Thursday, January 7, 2010

I think I live in the Land of Loonies...

First off taking care of a Granny with dementia entails answering questions like, "will it be dark until it is light?", helping her when she gets stuck in public restroom stalls, having to deal with her when she gets angry when she doesn't have beer and chips, telling her I am her granddaughter every other day, listening to the same stories over and over again, and what not.

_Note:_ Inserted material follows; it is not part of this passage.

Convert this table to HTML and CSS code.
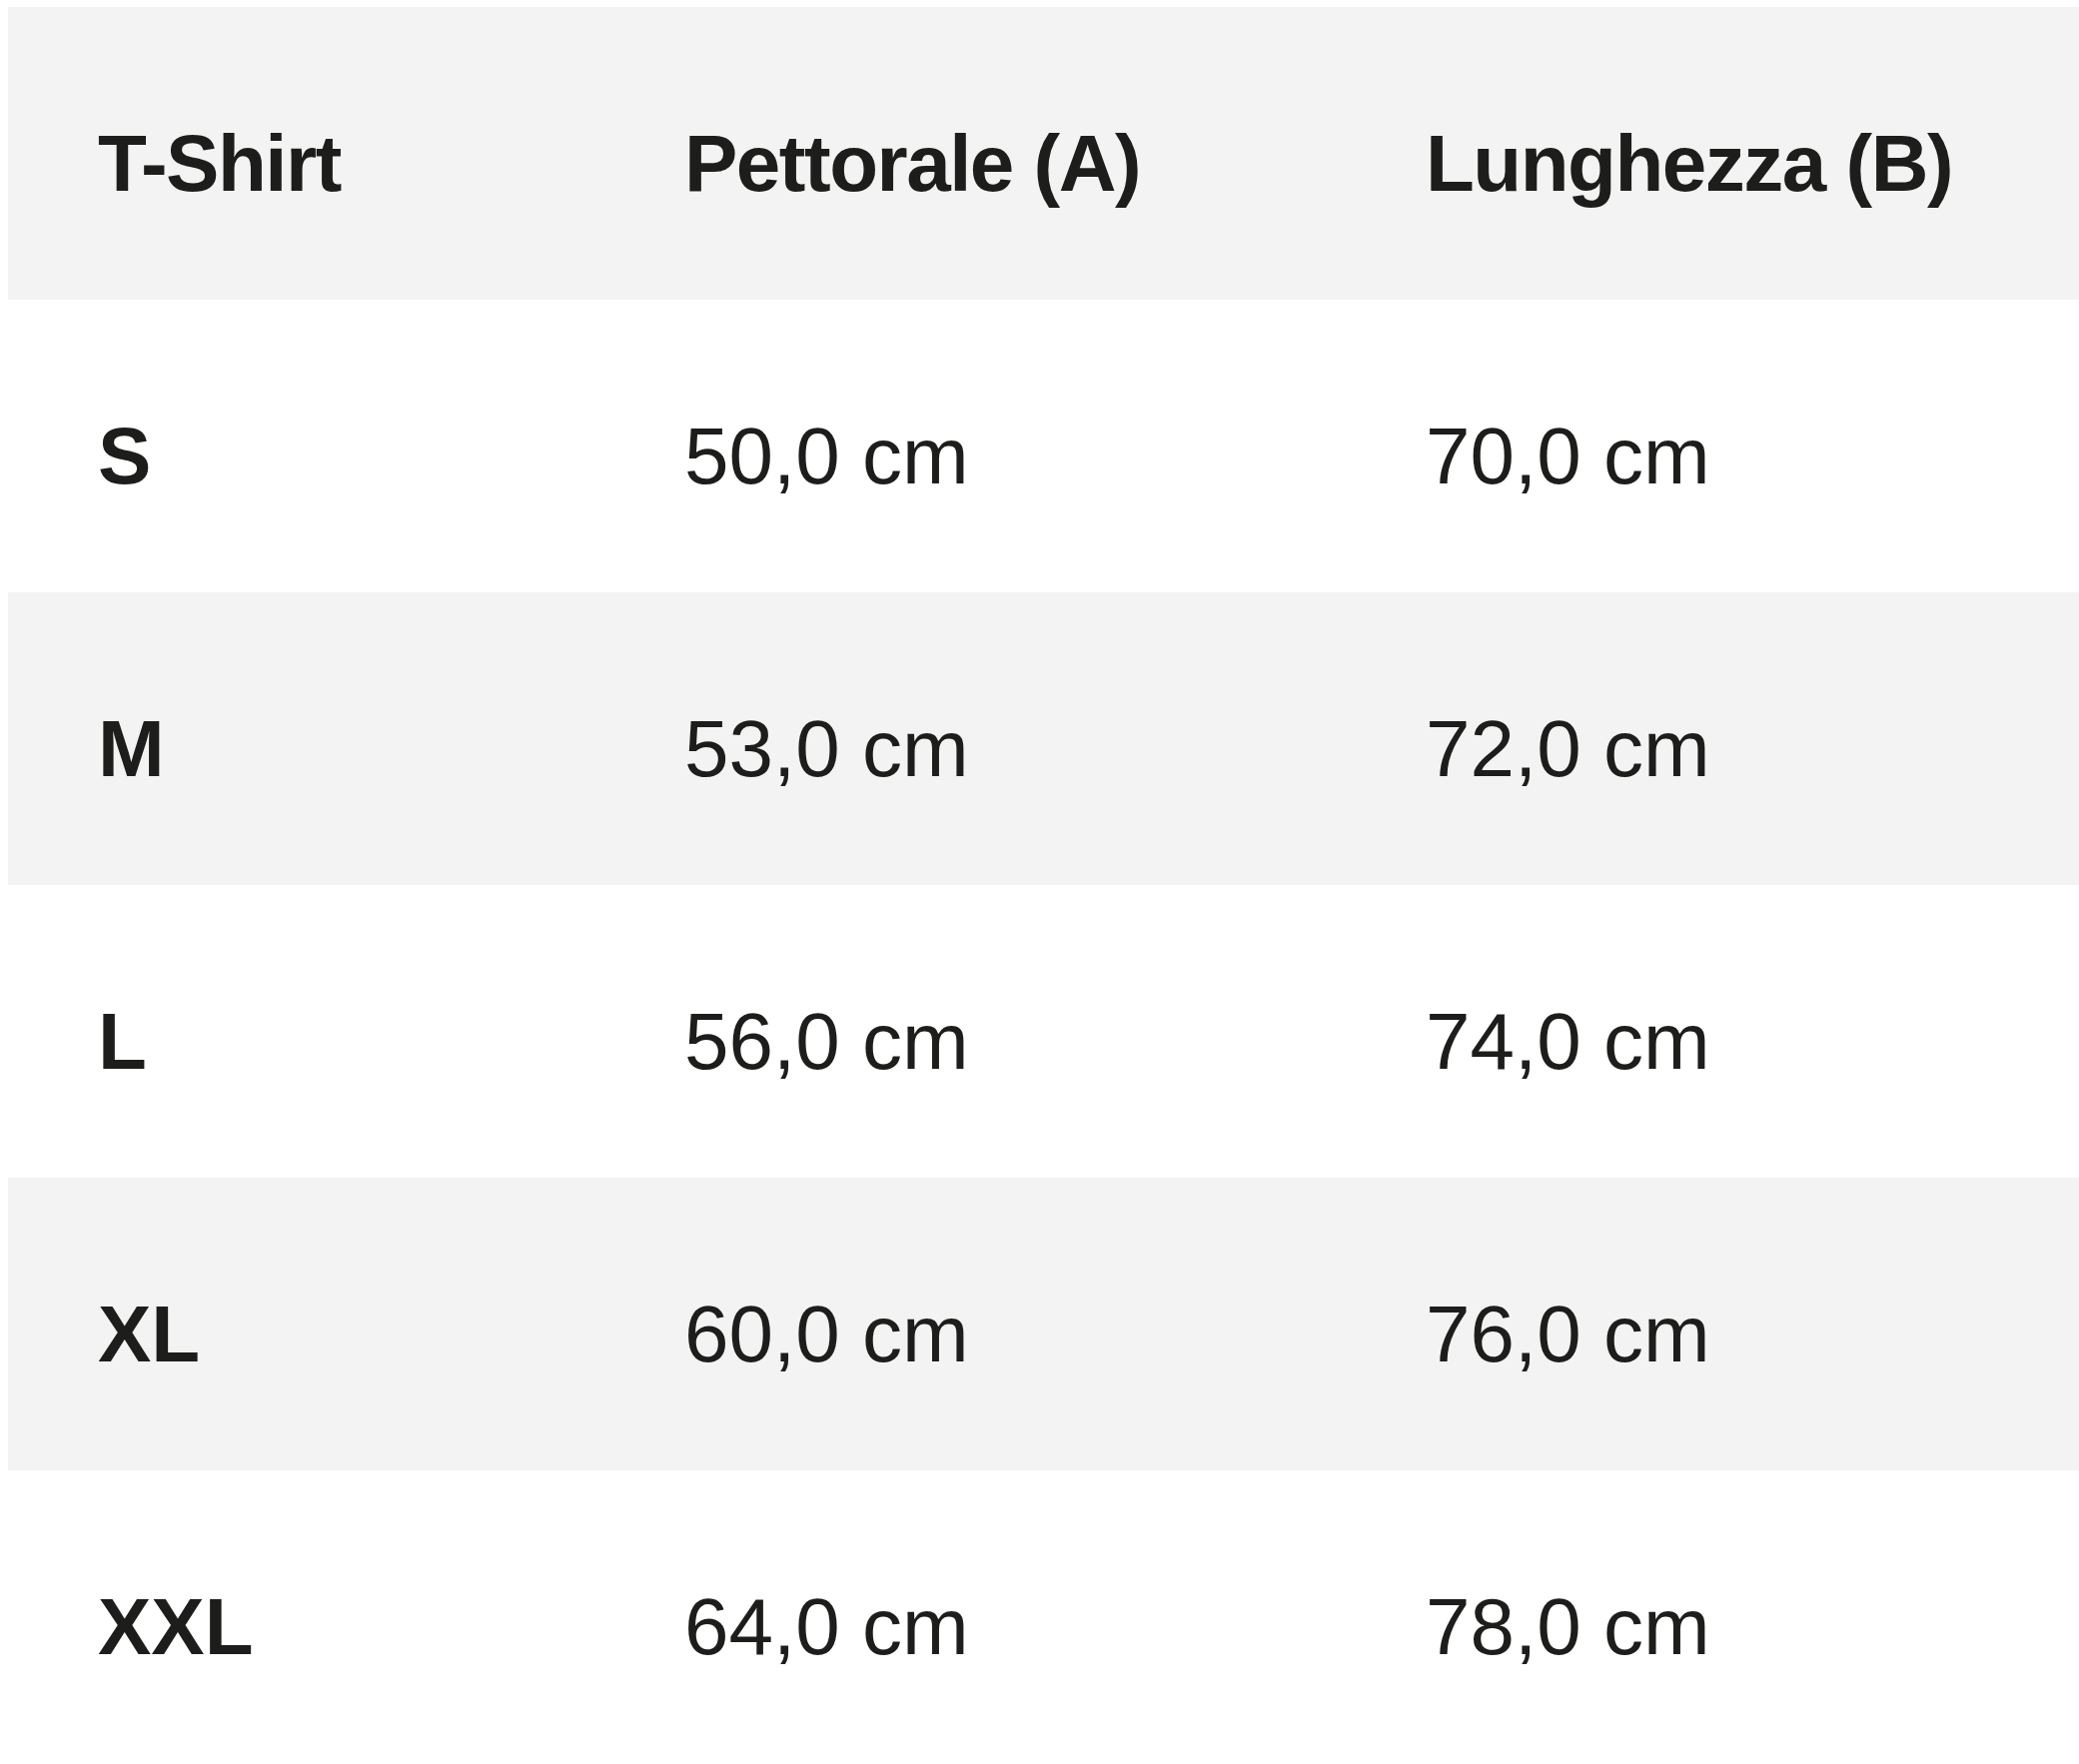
FILE: index.html
```html
<!DOCTYPE html>
<html lang="it">
<head>
<meta charset="utf-8">
<title>Tabella taglie</title>
<link rel="stylesheet" href="styles.css">
</head>
<body>
<div class="size-table">
  <div class="row head">
    <div class="cell">T-Shirt</div>
    <div class="cell">Pettorale (A)</div>
    <div class="cell">Lunghezza (B)</div>
  </div>
  <div class="row">
    <div class="cell size">S</div>
    <div class="cell">50,0 cm</div>
    <div class="cell">70,0 cm</div>
  </div>
  <div class="row alt">
    <div class="cell size">M</div>
    <div class="cell">53,0 cm</div>
    <div class="cell">72,0 cm</div>
  </div>
  <div class="row">
    <div class="cell size">L</div>
    <div class="cell">56,0 cm</div>
    <div class="cell">74,0 cm</div>
  </div>
  <div class="row alt">
    <div class="cell size">XL</div>
    <div class="cell">60,0 cm</div>
    <div class="cell">76,0 cm</div>
  </div>
  <div class="row">
    <div class="cell size">XXL</div>
    <div class="cell">64,0 cm</div>
    <div class="cell">78,0 cm</div>
  </div>
</div>
</body>
</html>
```
FILE: styles.css
```css
html, body {
  background: #ffffff;
}
body {
  margin: 7px 0 0 8px;
  font-family: "Liberation Sans", Arial, sans-serif;
  color: #1d1d1b;
  overflow: hidden;
}
.size-table {
  display: flex;
  flex-direction: column;
}
.row {
  display: grid;
  grid-template-columns: 587px 742px 1fr;
  height: 293px;
  box-sizing: border-box;
  padding-top: 112px;
  font-size: 80px;
  line-height: 90px;
  white-space: nowrap;
}
.row.head,
.row.alt {
  background: #f3f3f3;
}
.row.head .cell,
.cell.size {
  font-weight: 700;
}
.row.head .cell {
  letter-spacing: -1.5px;
}
.cell {
  padding-left: 90px;
}
```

But what really worries me:


The other night started off okay. Kiah received a gift certificate to Baskin Robbins for graduating out of reading lab. He was happy to skip karate to go get ice cream. I was happy to skip karate and not have to sit in uncomfortable chairs listening to kids yell at the top of their lungs, yet, reluctant to go to ice cream - I mean come on - I just started a diet. I was proud of myself for picking the kid's size vanilla pomagranite probiotic frozen yogurt. So I figured why not go to Trader Joes to pick up some good healthy food to reward myself. Kiah was being his usual crazy self: squirreling around, hopping on the cart, all while holding his double scoop ice cream cone. I kept telling him to stop, and in what seemed like slow motion his ice cream flew up, somersaulted and landed face down in the cart. Of course he starts trippin'. After telling him told you so, I instructed him to take it out to the garbage and use the napkin to wipe the top of it off so he could eat the rest. He looked at me like, "What?" So I repeated my self again - "What?" So I slowly broke down the steps pointed everything out and figured he had it. Went and got the cart and came back. I started shopping and he asked, "Are you sure I can eat it?", "Yes". "Are you sure I can eat it?", " Yes, you wiped it off right? , okay then. " He takes a big bite then says, " I didn't know I can eat ice cream after wiping it on a garbage can." OH MY GOD!!! Now I am trippin'. Chris walks up and I start telling him and freaking out. I asked him, " Can you take him ... take him to get a drink of water." He looks at me like, "What." "Chris, can you take him to get a drink of water?" - "What?" By that time I was almost in shock by the absentmindedness of my boys -I mean what in the hell? Why would my son even think that I would say to wipe it off on the garbage and Chris, hello!, he ate garbage practically. He got his drink, I gave him my frozen yogurt and thanked God for probiotics.